Bruno Illouz, avocat à la cour, coresponsable de la Commission Avocat mandataire d'artistes et d'auteurs du barreau de Paris et créateur de l'Association des avocats mandataires d'artistes et d'auteurs, estime, pour sa part, que les avocats ont, selon lui, objectivement, toutes les capacités pour aborder la profession d'agent artistique.

Il a insisté sur le fait que l'inscription au registre national des agents tenu par le ministère de la Culture est un préalable indispensable, puisqu'il est prévu que le défaut d'inscription fait encourir une contravention de la cinquième classe. Revenant sur les questions déontologiques, il a rappelé que l'activité d'agent étant une activité de services, elle bénéficie à ce titre des piliers du droit communautaire, à savoir la liberté d'établissement, la libre prestation de services, sauf restriction justifiée par un intérêt particulier. Le principe est donc celui de la liberté, et l'exception la restriction. Le problème du refus du ministère de la Culture d'inscrire les avocats sur le registre devrait donc être résolu très prochainement.

3. Etude comparée des pratiques à l'étranger

Virginie Lapp, avocat à la cour, coresponsable de la Commission Avocat mandataire d'artistes et d'auteurs du barreau de Paris, a enfin proposé un éclairage sur les pratiques à l'étranger s'agissant des règles déontologiques et usages des agents d'artistes.

Force est de constater qu'il existe un besoin de plus en plus important des jeunes artistes en matière juridique, notamment lors de leur premier contrat qui s'avère d'une complexité remarquable, ce qui légitime la place de l'avocat.

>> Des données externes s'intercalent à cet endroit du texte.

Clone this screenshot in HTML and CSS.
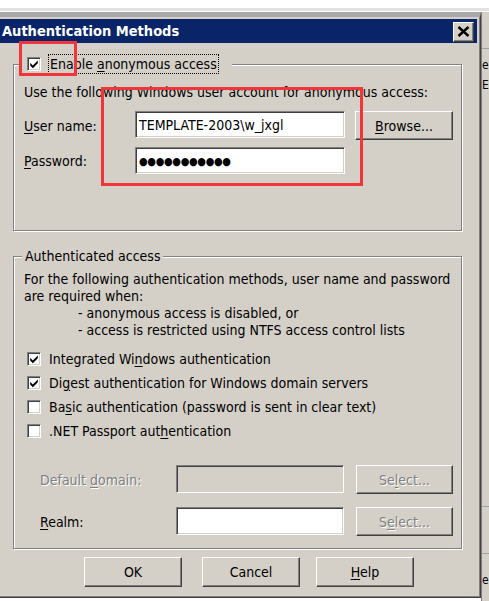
FILE: index.html
```html
<!DOCTYPE html>
<html>
<head>
<meta charset="utf-8">
<link rel="stylesheet" href="styles.css">
</head>
<body>
<div class="top-band"></div>
<div class="screen">
  <div class="dialog">
    <div class="titlebar">
      <span class="title">Authentication Methods</span>
      <span class="close"><svg width="13" height="11" viewBox="0 0 13 11"><path d="M1.5 1 L11.5 10 M11.5 1 L1.5 10" stroke="#000" stroke-width="2.4" fill="none"/></svg></span>
    </div>
    <div class="client">
      <fieldset class="group group-anon">
        <legend class="legend-check">
          <span class="cb"><svg width="10" height="10" viewBox="0 0 10 10"><path d="M1.2 3.8 L3.8 6.4 L8.8 1.4 L8.8 4.2 L3.8 9.2 L1.2 6.6 Z" fill="#000"/></svg></span>
          <span class="focus">Enable <u>a</u>nonymous access</span>
        </legend>
        <p class="intro">Use the following Windows user account for anonymous access:</p>
        <div class="field-row">
          <span class="lbl lbl-a"><u>U</u>ser name:</span>
          <span class="edit edit-a">TEMPLATE-2003\w_jxgl</span>
          <span class="btn btn-side"><span><u>B</u>rowse...</span></span>
        </div>
        <div class="field-row row-pw">
          <span class="lbl lbl-a"><u>P</u>assword:</span>
          <span class="edit edit-a pw">●●●●●●●●●●●</span>
        </div>
      </fieldset>

      <fieldset class="group group-auth">
        <legend class="legend-text">Authenticated access</legend>
        <div class="desc">
          <p>For the following authentication methods, user name and password</p>
          <p>are required when:</p>
          <p class="sub">- anonymous access is disabled, or</p>
          <p class="sub">- access is restricted using NTFS access control lists</p>
        </div>
        <ul class="checks">
          <li><span class="cb"><svg width="10" height="10" viewBox="0 0 10 10"><path d="M1.2 3.8 L3.8 6.4 L8.8 1.4 L8.8 4.2 L3.8 9.2 L1.2 6.6 Z" fill="#000"/></svg></span><span>Integrated Wi<u>n</u>dows authentication</span></li>
          <li><span class="cb"><svg width="10" height="10" viewBox="0 0 10 10"><path d="M1.2 3.8 L3.8 6.4 L8.8 1.4 L8.8 4.2 L3.8 9.2 L1.2 6.6 Z" fill="#000"/></svg></span><span>Di<u>g</u>est authentication for Windows domain servers</span></li>
          <li><span class="cb"></span><span>Ba<u>s</u>ic authentication (password is sent in clear text)</span></li>
          <li><span class="cb"></span><span>.NET Passport aut<u>h</u>entication</span></li>
        </ul>
        <div class="field-row row-domain">
          <span class="lbl lbl-b disabled">Default <u>d</u>omain:</span>
          <span class="edit edit-b edit-disabled"></span>
          <span class="btn btn-side2 disabled"><span>Se<u>l</u>ect...</span></span>
        </div>
        <div class="field-row row-realm">
          <span class="lbl lbl-b"><u>R</u>ealm:</span>
          <span class="edit edit-b"></span>
          <span class="btn btn-side2 disabled"><span>S<u>e</u>lect...</span></span>
        </div>
      </fieldset>

      <div class="buttons">
        <span class="btn btn-ok"><span>OK</span></span>
        <span class="btn btn-cancel"><span>Cancel</span></span>
        <span class="btn btn-help"><span><u>H</u>elp</span></span>
      </div>
    </div>
  </div>
  <div class="behind">
    <div class="bw-line bw-l1"></div>
    <div class="bw-text bw-t1">e</div>
    <div class="bw-text bw-t2">E</div>
    <div class="bw-line bw-l2"></div>
    <div class="bw-line bw-l3"></div>
    <div class="bw-text bw-t3">e</div>
  </div>
</div>
<div class="annot annot-1"></div>
<div class="annot annot-2"></div>
</body>
</html>
```

FILE: styles.css
```css
* { box-sizing: border-box; }
html, body { margin: 0; padding: 0; }
body {
  width: 489px;
  height: 601px;
  overflow: hidden;
  background: #fff;
  font-family: "DejaVu Sans", "Liberation Sans", sans-serif;
  font-stretch: condensed;
  font-size: 14px;
  color: #000;
  position: relative;
}
p { margin: 0; }
u { text-decoration: underline; text-underline-offset: 2px; }

.top-band {
  height: 12px;
  border-top: 8px solid #fff;
  border-bottom: 1px solid #fff;
  background: #e2e2e2;
}

.screen {
  display: flex;
  align-items: flex-start;
}

.dialog {
  width: 485px;
  margin-left: -4px;
  flex: none;
  background: #d4d0c8;
  border-top: 5px solid #a9a9a9;
  border-right: 1px solid #404040;
  border-bottom: 1px solid #404040;
  box-shadow: inset -1px -1px 0 #808080;
  padding: 2px 3px 3px 4px;
}

.titlebar {
  height: 24px;
  background: #0a246a;
  display: flex;
  align-items: center;
  justify-content: space-between;
  padding: 0 3px 0 2px;
}
.title {
  color: #fff;
  font-weight: bold;
  font-size: 14.5px;
}
.close {
  width: 21px;
  height: 20px;
  background: #d4d0c8;
  border: 1px solid;
  border-color: #fff #404040 #404040 #fff;
  box-shadow: inset -1px -1px 0 #808080;
  display: flex;
  align-items: center;
  justify-content: center;
  margin-top: 1px;
}

.client {
  padding: 11px 0 7px 0;
}

.group {
  margin: 0 0 0 13px;
  width: 449px;
  border: 1px solid #808080;
  box-shadow: 1px 1px 0 #fff, inset 1px 1px 0 #fff;
  padding: 0;
  min-inline-size: 0;
}

.legend-check {
  display: flex;
  align-items: center;
  height: 20px;
  margin-left: 5px;
  padding: 0 13px 0 8px;
  background: #d4d0c8;
}
.focus {
  margin-left: 7px;
  height: 20px;
  line-height: 18px;
  padding: 0 1px;
  border: 1px dotted #000;
}

.cb {
  width: 14px;
  height: 14px;
  flex: none;
  background: #fff;
  border: 1px solid;
  border-color: #808080 #fff #fff #808080;
  box-shadow: inset 1px 1px 0 #404040, inset -1px -1px 0 #d4d0c8;
  display: flex;
  align-items: center;
  justify-content: center;
}

.intro {
  margin: 10px 0 0 10px;
  line-height: 17px;
}

.field-row {
  display: flex;
  align-items: center;
  margin-top: 10px;
  height: 29px;
}
.row-pw { margin-top: 7px; height: 27px; margin-bottom: 56px; }

.lbl { flex: none; padding-top: 1px; }
.lbl-a { width: 111px; margin-left: 10px; }
.lbl-b { width: 136px; margin-left: 26px; }

.edit {
  flex: none;
  display: flex;
  align-items: center;
  height: 27px;
  background: #fff;
  border: 1px solid;
  border-color: #808080 #fff #fff #808080;
  box-shadow: inset 1px 1px 0 #404040, inset -1px -1px 0 #d4d0c8;
  padding: 0 3px 0 3px;
  white-space: nowrap;
  align-self: flex-start;
}
.edit-a { width: 210px; }
.edit-b { width: 168px; height: 28px; }
.edit-disabled { background: #d4d0c8; }
.pw {
  font-size: 11px;
  letter-spacing: -0.3px;
  padding-left: 3px;
  padding-top: 1px;
}

.btn {
  flex: none;
  display: flex;
  align-items: center;
  justify-content: center;
  height: 29px;
  background: #d4d0c8;
  border: 1px solid;
  border-color: #fff #404040 #404040 #fff;
  box-shadow: inset -1px -1px 0 #808080;
}
.btn-side { width: 98px; margin-left: 10px; }
.btn-side2 { width: 97px; margin-left: 12px; }

.disabled { color: #808080; text-shadow: 1px 1px 0 #fff; }

.group-auth { margin-top: 17px; }
.legend-text {
  margin-left: 8px;
  padding: 0 3px;
  line-height: 16px;
  background: #d4d0c8;
}
.desc {
  margin: 7px 0 0 10px;
  line-height: 17px;
}
.desc .sub { padding-left: 54px; }

.checks {
  list-style: none;
  margin: 8px 0 0 0;
  padding: 0 0 0 13px;
}
.checks li {
  display: flex;
  align-items: center;
  height: 24px;
}
.checks li .cb { margin-right: 8px; }

.row-domain { margin-top: 22px; }
.row-realm { margin-top: 13px; margin-bottom: 12px; }

.buttons {
  display: flex;
  margin-top: 8px;
}
.buttons .btn { width: 98px; height: 30px; }
.btn-ok { margin-left: 84px; }
.btn-cancel { margin-left: 20px; }
.btn-help { margin-left: 16px; }

.behind {
  flex: 1;
  height: 589px;
  background: #d4d0c8;
  border-left: 1px solid #808080;
  overflow: hidden;
  display: flex;
  flex-direction: column;
  font-size: 12px;
}
.bw-line { height: 1px; flex: none; background: #a0a0a0; }
.bw-l1 { margin-top: 36px; }
.bw-text { line-height: 17px; padding-left: 0; white-space: nowrap; }
.bw-t1 { margin-top: 8px; }
.bw-t2 { margin-top: 3px; }
.bw-l2 { margin-top: 412px; }
.bw-l3 { margin-top: 46px; }
.bw-t3 { margin-top: 18px; }

.annot {
  position: absolute;
  border: 3px solid #f0363a;
  pointer-events: none;
}
.annot-1 { left: 19px; top: 41px; width: 58px; height: 35px; }
.annot-2 { left: 101px; top: 87px; width: 262px; height: 99px; }
```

Virginie Lapp est revenue, tout d'abord, sur une étude réalisée au Québec, en 2002, sous l'égide du ministère de la Culture intitulée "Etude des besoins en formation artistique, Représentation d'artistes (agentes, agents, gérantes et gérants)". Cette étude avait été commandée car il a été constaté que beaucoup d'artistes choisissaient de s'autogérer.

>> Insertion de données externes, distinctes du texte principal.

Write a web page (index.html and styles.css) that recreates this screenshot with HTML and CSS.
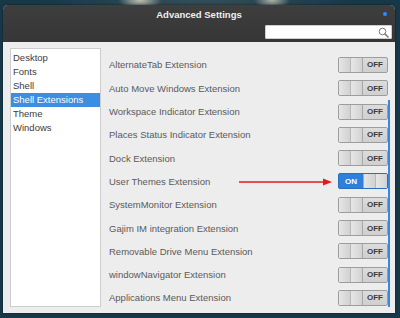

Il en est ressorti que le choix de l'autogestion par les artistes s'expliquait au regard : de la pénurie d'agents dans ce domaine ; d'une expertise inexistante ; d'une expérience insuffisante ; du coût trop élevé des agents ; de l'évolution des besoins personnels ; d'un manque d'honnêteté et d'efficacité ; de l'illégalité des contrats.

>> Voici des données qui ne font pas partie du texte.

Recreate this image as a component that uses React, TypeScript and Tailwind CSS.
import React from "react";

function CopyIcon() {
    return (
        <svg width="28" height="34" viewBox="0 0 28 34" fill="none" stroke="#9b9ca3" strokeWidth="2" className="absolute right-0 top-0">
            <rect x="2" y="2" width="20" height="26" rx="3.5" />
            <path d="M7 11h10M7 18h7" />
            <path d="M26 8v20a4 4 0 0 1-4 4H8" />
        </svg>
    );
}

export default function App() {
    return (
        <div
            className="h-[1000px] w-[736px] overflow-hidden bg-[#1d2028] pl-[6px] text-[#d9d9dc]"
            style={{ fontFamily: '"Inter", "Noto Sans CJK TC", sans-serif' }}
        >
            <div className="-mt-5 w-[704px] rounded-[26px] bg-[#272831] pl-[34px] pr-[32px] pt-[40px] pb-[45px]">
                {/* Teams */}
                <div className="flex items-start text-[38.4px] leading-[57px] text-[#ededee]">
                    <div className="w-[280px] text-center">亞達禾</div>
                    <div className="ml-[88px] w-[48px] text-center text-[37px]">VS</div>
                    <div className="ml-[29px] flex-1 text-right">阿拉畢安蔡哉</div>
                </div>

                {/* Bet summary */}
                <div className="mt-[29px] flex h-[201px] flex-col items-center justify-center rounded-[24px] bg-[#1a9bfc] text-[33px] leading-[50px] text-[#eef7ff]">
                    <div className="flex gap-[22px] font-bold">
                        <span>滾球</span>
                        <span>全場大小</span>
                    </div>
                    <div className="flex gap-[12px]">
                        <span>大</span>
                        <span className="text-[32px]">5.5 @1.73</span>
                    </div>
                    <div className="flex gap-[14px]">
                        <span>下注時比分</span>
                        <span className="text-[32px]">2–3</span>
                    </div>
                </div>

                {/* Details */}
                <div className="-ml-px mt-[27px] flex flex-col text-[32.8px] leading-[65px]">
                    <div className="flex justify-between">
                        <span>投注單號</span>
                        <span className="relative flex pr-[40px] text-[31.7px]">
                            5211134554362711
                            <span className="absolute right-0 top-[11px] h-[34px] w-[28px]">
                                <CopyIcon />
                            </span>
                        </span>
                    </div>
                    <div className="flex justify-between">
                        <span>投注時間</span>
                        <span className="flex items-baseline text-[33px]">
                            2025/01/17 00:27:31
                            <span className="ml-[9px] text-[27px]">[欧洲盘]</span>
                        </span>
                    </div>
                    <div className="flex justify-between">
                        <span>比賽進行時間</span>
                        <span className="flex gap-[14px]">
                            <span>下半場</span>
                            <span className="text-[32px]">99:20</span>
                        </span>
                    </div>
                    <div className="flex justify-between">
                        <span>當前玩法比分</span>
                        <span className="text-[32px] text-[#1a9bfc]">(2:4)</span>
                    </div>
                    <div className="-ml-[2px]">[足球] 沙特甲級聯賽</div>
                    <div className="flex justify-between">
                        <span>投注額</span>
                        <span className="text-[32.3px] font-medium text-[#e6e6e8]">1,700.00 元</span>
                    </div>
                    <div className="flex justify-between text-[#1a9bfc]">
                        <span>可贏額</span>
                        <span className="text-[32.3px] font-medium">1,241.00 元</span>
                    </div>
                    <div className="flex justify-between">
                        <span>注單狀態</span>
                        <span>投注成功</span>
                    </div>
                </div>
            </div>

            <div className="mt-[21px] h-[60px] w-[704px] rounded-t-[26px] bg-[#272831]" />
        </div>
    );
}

Il faut déduire de cela que les agents doivent présenter une offre organisée, structurée, lisible et dans un rapport économique compréhensible.

En Allemagne, le droit n'interdit pas en principe à l'avocat d'exercer en tant qu'agent d'artiste ou d'auteur ; néanmoins, cette légalité de principe est assortie de trois restrictions : l'activité d'agent ne doit pas être susceptible de créer un conflit d'intérêts ; elle ne doit pas empêcher l'avocat qui exerce la mission d'agent d'artistes d'exercer réellement sa profession d'avocat (problème du caractère chronophage de l'activité d'agent) ; l'avocat ne peut exercer en qualité d'agent pour un artiste pour lequel il serait intervenu antérieurement en qualité d'avocat.

Quant au droit anglais, il permet aux avocats d'exercer en tant qu'agent artistique, sachant toutefois que le Code de déontologie réglemente le cumul des deux activités en énonçant un certain nombre de règles qui garantissent la pratique indépendante de ces deux professions. Autrement dit, contrairement au droit français, lorsqu'il intervient en qualité de mandataire d'artiste ou d'auteur, il doit veiller à informer son client qu'il n'est pas réglementé par la law society et que son activité revêt un caractère distinct de celle de solicitor ; inversement il doit veiller à ne pas empiéter sur son activité de solicitor et il doit prendre le soin de conserver de manière distinctive tout document se rapportant à l'une ou l'autre des activités. Il ne peut pas percevoir de rémunération, lorsqu'il intervient en qualité d'agent, sur le compte de son cabinet ; il doit donc disposer d'un compte spécifique susceptible de recevoir les rémunérations perçues dans le cadre de ses activités d'agent artistique.

Enfin, en droit américain, l'entertainment lawyer est totalement identifiable et visible, et sa compétence va bien au-delà d'une spécialisation. Dès son cursus universitaire, il se dirige dans cette voie, puisqu'il possède des diplômes spécifiques en entertainment law ; il existe même aux Etats-Unis un classement des meilleures écoles de droit en la matière. Dès l'université, les étudiants rencontrent les professionnels et développent un réseau. L'entertainment lawyer intervient comme un agent et comme un avocat, c'est-à-dire que, outre le conseil juridique, il gère totalement la carrière de l'artiste et l'accompagne dans toutes les facettes de son activité professionnelle. Il en résulte qu'il gère un nombre restreint d'artistes, compte tenu de l'expertise et du temps qui doit être consacré à cette activité.

Virginie Lapp a conclu en indiquant que, selon elle, si l'avocat souhaite exercer l'activité d'agent d'artiste, il doit être totalement spécialisé dans son domaine.